For me, even though they lost to Australia in the Pool stages they were outstanding. When you consider the character this Welsh side showed as well as displaying some spectacular running rugby at times, it was no wonder that they ran South Africa so close in the quarter-finals. However, you couldn’t help feeling that despite all the hurdles the Welsh had overcome given their injury list, the game against South Africa as a result was just that bridge too far, even though Wales came so close to snatching a historic victory. Nevertheless, given that they performed so well with so many new younger players, Wales must surely feel more than a little excited about what the next four years holds in store for them. I personally think there is at least one Six Nations Grand Slam in Wales prior to 2019, along with the possibility of a big scalp somewhere in the Southern Hemisphere during the summer tours as well as some real success at home during the Autumn tests.
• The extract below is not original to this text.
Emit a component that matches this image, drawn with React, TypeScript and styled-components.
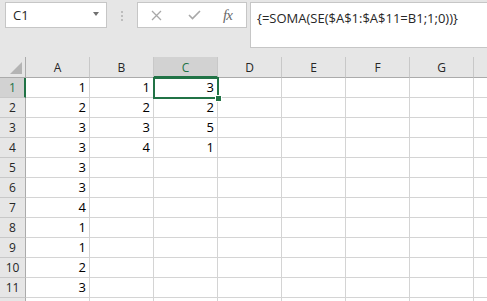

For Wales it should simply be a case of regroup and rebuild over the next four years while learning what the secret is to go the extra mile come World Cup time. The only question mark that surrounds this process is whether or not Coach Warren Gatland will still be there in 2019 to guide them through it. While many people questioned his wisdom going into this World Cup as the Welsh roster resembled a combat casualty list, he still managed to get the absolute best out of his players when it mattered most. Whether you are a Gatland fan or not, the type of consistency he brings may in Wales case be just what they need at least till 2019. If he wants to stay till then and the Welsh public let him remains to be seen, but I would go with the opinion that perhaps more of the same with a dash more creativity might just be what Wales needs and Gatland is probably the best man to provide it.